= Josaphat Chichkov =

Bulgarian priest and Catholic blessed

Robert-Matthew Chichkov (9 February 1884 – 11 November 1952) was a Bulgarian priest, rector and teacher, executed by firing squad by the ruling communist government. He is venerated as blessed by the Catholic Church.

==Life==
He came from a large and fervent Latin Church Catholic family. He entered the Assumptionist high school seminary in Adrianopolis and entered the Assumptionist novitiate in Phanaraki, Turkey in 1900. His religious name was Josaphat. He was ordained a priest in the Latin rite in Malines, Belgium, in 1909 after studying philosophy and theology at Louvain University.

Once back in Bulgaria, he taught at St. Augustine College in Plovdiv and at St. Michael College in Varna. Later he moved to Yambol where he served as superior and rector of the high school seminary of Saints Cyril and Methodius, as pastor of the local Latin rite parish, and as chaplain to the Oblate Sisters of the Assumption. Open to technology and science, he was the first in the city to have a Cyrillic typewriter. Mgr Angelo Roncalli (the future Pope John XXIII) was Apostolic Visitor to Bulgaria from 1925 to 1934) and would often visit and rest at the seminary.

In 1937 he was appointed provincial superior and returned to the college in Varna where he served as rector and teacher. He was responsible for enlarging the Yambol seminary to include seminarians of both rites, Latin and Byzantine-Slav, and found ways to integrate students into one community. He organized fundraising activities for the institution and taught French to teachers, civil servants, and Bulgarian army officers. He had introduced a ham radio and movie projector at the seminary. When the communists arrived in 1948, foreign priests were forced to leave Bulgaria, and he was also appointed parish priest at the Latin parish of Varna.

==Arrest==
Josaphat Chichkov was arrested in December 1951, Accused of being a spy and scheming to start an imperialistic war against Russia, and Bulgaria. After what international organizations universally considered a show trial which began on 29 September 1952 and ended with a guilty verdict and a death sentence on 3 October, Fr. Chickov, two of his Assumptionist companions, Fr. Kamen Vitchev and Fr. Pavel Djidjov, and a Passionist bishop, Most Rev. Eugene Bossilkov, were executed by firing squad on the grounds of the prison in Sofia at 11:30 p.m. the evening of 11 November 1952.
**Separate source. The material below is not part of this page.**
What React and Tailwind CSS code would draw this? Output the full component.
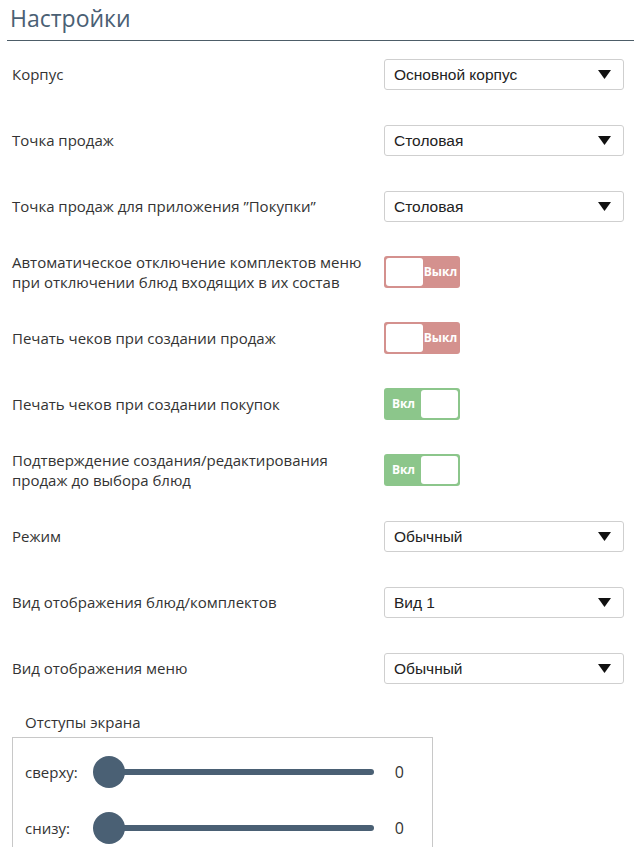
import { useState } from "react";

const Select = ({ value }) => (
  <div className="w-[240px] h-[31px] border border-[#cfcfcf] rounded-[3px] bg-white flex items-center justify-between pl-[9px] pr-[12px] pt-[1px] font-['Liberation_Sans',sans-serif] text-[15.5px] text-[#222]">
    <span>{value}</span>
    <svg width="13" height="9" viewBox="0 0 13 9">
      <path d="M0 0h13L6.5 9z" fill="#111" />
    </svg>
  </div>
);

const Toggle = ({ on }) =>
  on ? (
    <div className="w-[76px] h-[32px] rounded-[3px] bg-[#8cc68b] flex items-center p-[2px]">
      <span className="flex-1 text-center text-white text-[12px] font-bold">Вкл</span>
      <div className="w-[37px] h-full bg-white rounded-[3px]" />
    </div>
  ) : (
    <div className="w-[76px] h-[32px] rounded-[3px] bg-[#d4918e] flex items-center p-[2px]">
      <div className="w-[37px] h-full bg-white rounded-[3px]" />
      <span className="flex-1 text-center text-white text-[12px] font-bold">Выкл</span>
    </div>
  );

const Row = ({ label, children }) => (
  <div className="h-[66px] flex items-center justify-between pl-[12px] pr-[10px]">
    <div className="text-[15px] leading-[20px] text-[#333]">{label}</div>
    <div className="w-[240px] shrink-0">{children}</div>
  </div>
);

const Slider = ({ label }) => (
  <div className="h-[56px] flex items-center pl-[12px] pr-[28px]">
    <span className="w-[82px] text-[15px] text-[#333]">{label}</span>
    <div className="relative flex-1 h-[6px] bg-[#4a6074] rounded-full">
      <div className="absolute left-[-14px] top-1/2 -translate-y-1/2 w-[32px] h-[32px] rounded-full bg-[#4a6074]" />
    </div>
    <span className="w-[30px] text-right text-[16px] text-[#333]">0</span>
  </div>
);

export default function App() {
  const [rows] = useState([
    { label: "Корпус", select: "Основной корпус" },
    { label: "Точка продаж", select: "Столовая" },
    { label: "Точка продаж для приложения \u201dПокупки\u201d", select: "Столовая" },
    {
      label: (
        <>
          Автоматическое отключение комплектов меню
          <br />
          при отключении блюд входящих в их состав
        </>
      ),
      toggle: false,
    },
    { label: "Печать чеков при создании продаж", toggle: false },
    { label: "Печать чеков при создании покупок", toggle: true },
    {
      label: (
        <>
          Подтверждение создания/редактирования
          <br />
          продаж до выбора блюд
        </>
      ),
      toggle: true,
    },
    { label: "Режим", select: "Обычный" },
    { label: "Вид отображения блюд/комплектов", select: "Вид 1" },
    { label: "Вид отображения меню", select: "Обычный" },
  ]);

  return (
    <div className="w-[634px] h-[847px] overflow-hidden bg-white font-['Open_Sans',sans-serif]">
      <div className="ml-[7px] border-b border-[#4d5d68] h-[41px] pl-[3px] pt-[3px]">
        <h1 className="text-[23px] leading-[30px] text-[#4a6074]">Настройки</h1>
      </div>
      <div>
        {rows.map((r, i) => (
          <Row key={i} label={r.label}>
            {r.select !== undefined ? <Select value={r.select} /> : <Toggle on={r.toggle} />}
          </Row>
        ))}
      </div>
      <div className="pl-[25px] pt-[11px] text-[15px] leading-[20px] text-[#333]">Отступы экрана</div>
      <div className="ml-[12px] mt-[5px] w-[421px] border border-[#c8c8c8] pt-[6px] pb-[20px]">
        <Slider label="сверху:" />
        <Slider label="снизу:" />
      </div>
    </div>
  );
}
Fr. Chichkov was declared a martyr for the faith and beatified by Pope John Paul II in Plovdiv on 26 May 2002.

On 28 July 2010 the Bulgarian National Assembly passed a law officially rehabilitating all of those who had been condemned by the People's Republic of Bulgaria in 1952, including Fr. Chichkov.

==Sources==
- Guissard, Lucien. The Assumptionists: From Past to Present, Bayard Publications, 2002 (ISBN 1-58595-207-9).
- Gallay, Pierre. The Martyrdom of the Three Bulgarian Assumptionists, Bayard Service Edition, 2002.
- Royal, Robert. The Catholic Martyrs of the Twentieth Century: A Comprehensive World History, The Crossroad Publishing Company, New York, 2000 (ISBN 0-8245-1846-2).
- Holzer, Bernard and Michel, Jean-Baptiste, Les Rideaux Rouges de Sofia, Editions Bayard, 2003 (ISBN 2227472219).